All of this is fascinating & worthy of a book. And the author does a credible job with her plot. I enjoyed the book and I would recommend it; but throughout most of the book (as other reviewers have noted), the characters were rather one-dimensional; character development was not fully explained and there were some "leaps of faith" the reader should not have had to make.

But then, within the last 50 pages or so, the real theme of the book emerges. This is a book about people & how people react to various situations - from a young woman who must choose between two men who love her to a woman who cannot see beyond her own self-interest to how people react to the unspeakable tragedy and unimaginable fear of having their world sink literally right out from under them. Its easy to cast stones with the perfection of 20/20 hindsight, but how would we react? What would our motivation be? How concerned would we be for our fellow man? How could the very natural desire to survive be seen as cold & selfish?

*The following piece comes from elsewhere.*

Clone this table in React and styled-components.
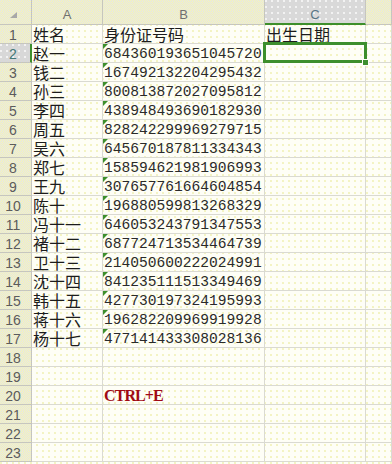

Different perspectives, different motivations, the assumptions and interpretations of others' behaviors that may or may not be correct and the resulting damage such assumptions can cause - these are the weighty themes that subtly and cleverly come to light by the end of the book.

"See how we piece our stories together? To redeem ourselves, I suppose."

Thus says one of the secondary characters. And isn't it the truth? Set against the backdrop of a horrific event we can read about, but never really understand, we are faced with the blunt fact of "perspective."

The book, although interesting, was rather flat until things started to really come together and the overall theme developed. The book will stay with me for awhile as I think about my own life and choices and interpretations and judgments and assumptions.